> [Your instructions]:
Can you output the material exactly as written, minus any pictures it holds?

> [Dataset section]:

^^^^^^^^

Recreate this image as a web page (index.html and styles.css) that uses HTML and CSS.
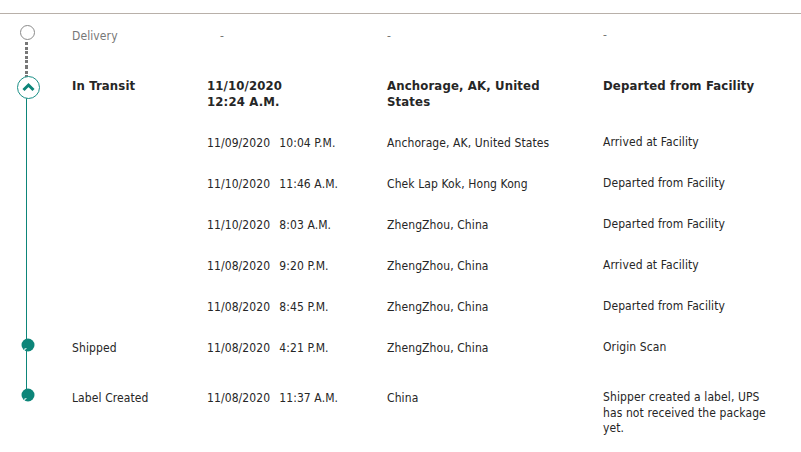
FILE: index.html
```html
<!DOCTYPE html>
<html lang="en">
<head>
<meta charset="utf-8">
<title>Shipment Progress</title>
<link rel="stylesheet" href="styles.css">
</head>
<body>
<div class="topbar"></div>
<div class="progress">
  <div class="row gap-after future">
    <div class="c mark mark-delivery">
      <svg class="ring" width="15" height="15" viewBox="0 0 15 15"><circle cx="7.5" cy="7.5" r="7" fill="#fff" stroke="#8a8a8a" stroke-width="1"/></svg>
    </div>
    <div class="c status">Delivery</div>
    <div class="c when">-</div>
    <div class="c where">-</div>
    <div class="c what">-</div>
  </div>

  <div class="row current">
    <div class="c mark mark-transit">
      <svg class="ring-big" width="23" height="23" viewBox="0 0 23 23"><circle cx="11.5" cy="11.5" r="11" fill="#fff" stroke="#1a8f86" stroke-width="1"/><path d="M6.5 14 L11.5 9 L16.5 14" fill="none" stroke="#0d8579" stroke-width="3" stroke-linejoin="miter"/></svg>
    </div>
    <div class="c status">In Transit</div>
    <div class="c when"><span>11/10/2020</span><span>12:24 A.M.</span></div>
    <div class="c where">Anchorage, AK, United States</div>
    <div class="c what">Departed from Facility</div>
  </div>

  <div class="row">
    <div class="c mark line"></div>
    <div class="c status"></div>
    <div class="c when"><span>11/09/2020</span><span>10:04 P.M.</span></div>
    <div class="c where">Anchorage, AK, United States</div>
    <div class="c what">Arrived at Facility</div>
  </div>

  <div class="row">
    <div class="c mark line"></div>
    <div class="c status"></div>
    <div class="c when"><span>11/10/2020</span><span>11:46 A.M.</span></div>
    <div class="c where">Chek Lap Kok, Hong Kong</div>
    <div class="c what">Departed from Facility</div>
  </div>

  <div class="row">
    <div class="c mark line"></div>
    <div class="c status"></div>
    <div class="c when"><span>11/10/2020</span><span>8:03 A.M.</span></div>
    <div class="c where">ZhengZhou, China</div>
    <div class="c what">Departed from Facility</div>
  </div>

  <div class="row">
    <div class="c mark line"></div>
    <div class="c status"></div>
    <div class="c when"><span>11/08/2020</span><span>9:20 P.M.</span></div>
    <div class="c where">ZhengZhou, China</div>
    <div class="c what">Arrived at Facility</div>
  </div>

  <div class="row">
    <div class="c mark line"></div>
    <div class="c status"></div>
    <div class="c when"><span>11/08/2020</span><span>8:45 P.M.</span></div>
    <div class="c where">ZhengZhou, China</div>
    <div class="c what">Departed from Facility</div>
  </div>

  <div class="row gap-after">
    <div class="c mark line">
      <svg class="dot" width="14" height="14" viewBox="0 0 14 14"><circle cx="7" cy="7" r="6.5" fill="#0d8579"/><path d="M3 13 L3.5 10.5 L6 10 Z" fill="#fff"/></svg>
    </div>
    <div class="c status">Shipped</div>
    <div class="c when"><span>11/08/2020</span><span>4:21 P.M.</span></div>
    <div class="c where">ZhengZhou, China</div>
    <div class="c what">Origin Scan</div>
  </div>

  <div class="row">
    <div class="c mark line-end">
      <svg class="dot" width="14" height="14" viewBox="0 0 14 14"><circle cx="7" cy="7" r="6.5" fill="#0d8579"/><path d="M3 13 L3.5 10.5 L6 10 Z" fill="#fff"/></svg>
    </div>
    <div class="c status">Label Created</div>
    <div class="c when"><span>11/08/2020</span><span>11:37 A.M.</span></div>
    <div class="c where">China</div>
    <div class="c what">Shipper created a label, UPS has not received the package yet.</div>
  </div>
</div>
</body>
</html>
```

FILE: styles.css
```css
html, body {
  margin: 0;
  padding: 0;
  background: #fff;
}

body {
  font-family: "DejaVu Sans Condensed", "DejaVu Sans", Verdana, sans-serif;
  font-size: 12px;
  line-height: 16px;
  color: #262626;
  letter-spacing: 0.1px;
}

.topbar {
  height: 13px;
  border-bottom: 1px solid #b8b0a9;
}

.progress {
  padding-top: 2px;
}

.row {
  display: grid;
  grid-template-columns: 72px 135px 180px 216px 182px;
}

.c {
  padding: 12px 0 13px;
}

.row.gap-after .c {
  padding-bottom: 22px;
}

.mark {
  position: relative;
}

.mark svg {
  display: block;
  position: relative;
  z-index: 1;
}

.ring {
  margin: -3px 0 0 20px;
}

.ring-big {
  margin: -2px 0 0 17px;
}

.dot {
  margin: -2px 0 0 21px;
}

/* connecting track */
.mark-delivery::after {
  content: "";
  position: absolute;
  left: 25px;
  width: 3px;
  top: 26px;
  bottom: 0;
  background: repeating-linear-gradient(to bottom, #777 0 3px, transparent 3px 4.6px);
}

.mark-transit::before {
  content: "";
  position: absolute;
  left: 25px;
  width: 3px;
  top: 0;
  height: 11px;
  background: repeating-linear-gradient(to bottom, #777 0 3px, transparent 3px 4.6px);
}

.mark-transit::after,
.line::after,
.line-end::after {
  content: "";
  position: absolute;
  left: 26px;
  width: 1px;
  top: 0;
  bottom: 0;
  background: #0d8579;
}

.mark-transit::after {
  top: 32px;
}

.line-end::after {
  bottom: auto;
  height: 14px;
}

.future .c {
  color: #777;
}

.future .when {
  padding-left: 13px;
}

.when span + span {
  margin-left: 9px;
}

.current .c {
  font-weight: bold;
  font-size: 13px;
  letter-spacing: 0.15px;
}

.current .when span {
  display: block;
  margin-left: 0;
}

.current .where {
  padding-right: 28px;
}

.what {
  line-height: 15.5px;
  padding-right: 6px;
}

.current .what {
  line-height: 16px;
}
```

^^^^^^^^

> [Answer to the problem]:
Recreate this image as a web page (index.html and styles.css) that uses HTML and CSS.
FILE: index.html
```html
<!DOCTYPE html>
<html lang="en">
<head>
<meta charset="utf-8">
<title>Shipment Progress</title>
<link rel="stylesheet" href="styles.css">
</head>
<body>
<div class="topbar"></div>
<div class="progress">
  <div class="row gap-after future">
    <div class="c mark mark-delivery">
      <svg class="ring" width="15" height="15" viewBox="0 0 15 15"><circle cx="7.5" cy="7.5" r="7" fill="#fff" stroke="#8a8a8a" stroke-width="1"/></svg>
    </div>
    <div class="c status">Delivery</div>
    <div class="c when">-</div>
    <div class="c where">-</div>
    <div class="c what">-</div>
  </div>

  <div class="row current">
    <div class="c mark mark-transit">
      <svg class="ring-big" width="23" height="23" viewBox="0 0 23 23"><circle cx="11.5" cy="11.5" r="11" fill="#fff" stroke="#1a8f86" stroke-width="1"/><path d="M6.5 14 L11.5 9 L16.5 14" fill="none" stroke="#0d8579" stroke-width="3" stroke-linejoin="miter"/></svg>
    </div>
    <div class="c status">In Transit</div>
    <div class="c when"><span>11/10/2020</span><span>12:24 A.M.</span></div>
    <div class="c where">Anchorage, AK, United States</div>
    <div class="c what">Departed from Facility</div>
  </div>

  <div class="row">
    <div class="c mark line"></div>
    <div class="c status"></div>
    <div class="c when"><span>11/09/2020</span><span>10:04 P.M.</span></div>
    <div class="c where">Anchorage, AK, United States</div>
    <div class="c what">Arrived at Facility</div>
  </div>

  <div class="row">
    <div class="c mark line"></div>
    <div class="c status"></div>
    <div class="c when"><span>11/10/2020</span><span>11:46 A.M.</span></div>
    <div class="c where">Chek Lap Kok, Hong Kong</div>
    <div class="c what">Departed from Facility</div>
  </div>

  <div class="row">
    <div class="c mark line"></div>
    <div class="c status"></div>
    <div class="c when"><span>11/10/2020</span><span>8:03 A.M.</span></div>
    <div class="c where">ZhengZhou, China</div>
    <div class="c what">Departed from Facility</div>
  </div>

  <div class="row">
    <div class="c mark line"></div>
    <div class="c status"></div>
    <div class="c when"><span>11/08/2020</span><span>9:20 P.M.</span></div>
    <div class="c where">ZhengZhou, China</div>
    <div class="c what">Arrived at Facility</div>
  </div>

  <div class="row">
    <div class="c mark line"></div>
    <div class="c status"></div>
    <div class="c when"><span>11/08/2020</span><span>8:45 P.M.</span></div>
    <div class="c where">ZhengZhou, China</div>
    <div class="c what">Departed from Facility</div>
  </div>

  <div class="row gap-after">
    <div class="c mark line">
      <svg class="dot" width="14" height="14" viewBox="0 0 14 14"><circle cx="7" cy="7" r="6.5" fill="#0d8579"/><path d="M3 13 L3.5 10.5 L6 10 Z" fill="#fff"/></svg>
    </div>
    <div class="c status">Shipped</div>
    <div class="c when"><span>11/08/2020</span><span>4:21 P.M.</span></div>
    <div class="c where">ZhengZhou, China</div>
    <div class="c what">Origin Scan</div>
  </div>

  <div class="row">
    <div class="c mark line-end">
      <svg class="dot" width="14" height="14" viewBox="0 0 14 14"><circle cx="7" cy="7" r="6.5" fill="#0d8579"/><path d="M3 13 L3.5 10.5 L6 10 Z" fill="#fff"/></svg>
    </div>
    <div class="c status">Label Created</div>
    <div class="c when"><span>11/08/2020</span><span>11:37 A.M.</span></div>
    <div class="c where">China</div>
    <div class="c what">Shipper created a label, UPS has not received the package yet.</div>
  </div>
</div>
</body>
</html>
```

FILE: styles.css
```css
html, body {
  margin: 0;
  padding: 0;
  background: #fff;
}

body {
  font-family: "DejaVu Sans Condensed", "DejaVu Sans", Verdana, sans-serif;
  font-size: 12px;
  line-height: 16px;
  color: #262626;
  letter-spacing: 0.1px;
}

.topbar {
  height: 13px;
  border-bottom: 1px solid #b8b0a9;
}

.progress {
  padding-top: 2px;
}

.row {
  display: grid;
  grid-template-columns: 72px 135px 180px 216px 182px;
}

.c {
  padding: 12px 0 13px;
}

.row.gap-after .c {
  padding-bottom: 22px;
}

.mark {
  position: relative;
}

.mark svg {
  display: block;
  position: relative;
  z-index: 1;
}

.ring {
  margin: -3px 0 0 20px;
}

.ring-big {
  margin: -2px 0 0 17px;
}

.dot {
  margin: -2px 0 0 21px;
}

/* connecting track */
.mark-delivery::after {
  content: "";
  position: absolute;
  left: 25px;
  width: 3px;
  top: 26px;
  bottom: 0;
  background: repeating-linear-gradient(to bottom, #777 0 3px, transparent 3px 4.6px);
}

.mark-transit::before {
  content: "";
  position: absolute;
  left: 25px;
  width: 3px;
  top: 0;
  height: 11px;
  background: repeating-linear-gradient(to bottom, #777 0 3px, transparent 3px 4.6px);
}

.mark-transit::after,
.line::after,
.line-end::after {
  content: "";
  position: absolute;
  left: 26px;
  width: 1px;
  top: 0;
  bottom: 0;
  background: #0d8579;
}

.mark-transit::after {
  top: 32px;
}

.line-end::after {
  bottom: auto;
  height: 14px;
}

.future .c {
  color: #777;
}

.future .when {
  padding-left: 13px;
}

.when span + span {
  margin-left: 9px;
}

.current .c {
  font-weight: bold;
  font-size: 13px;
  letter-spacing: 0.15px;
}

.current .when span {
  display: block;
  margin-left: 0;
}

.current .where {
  padding-right: 28px;
}

.what {
  line-height: 15.5px;
  padding-right: 6px;
}

.current .what {
  line-height: 16px;
}
```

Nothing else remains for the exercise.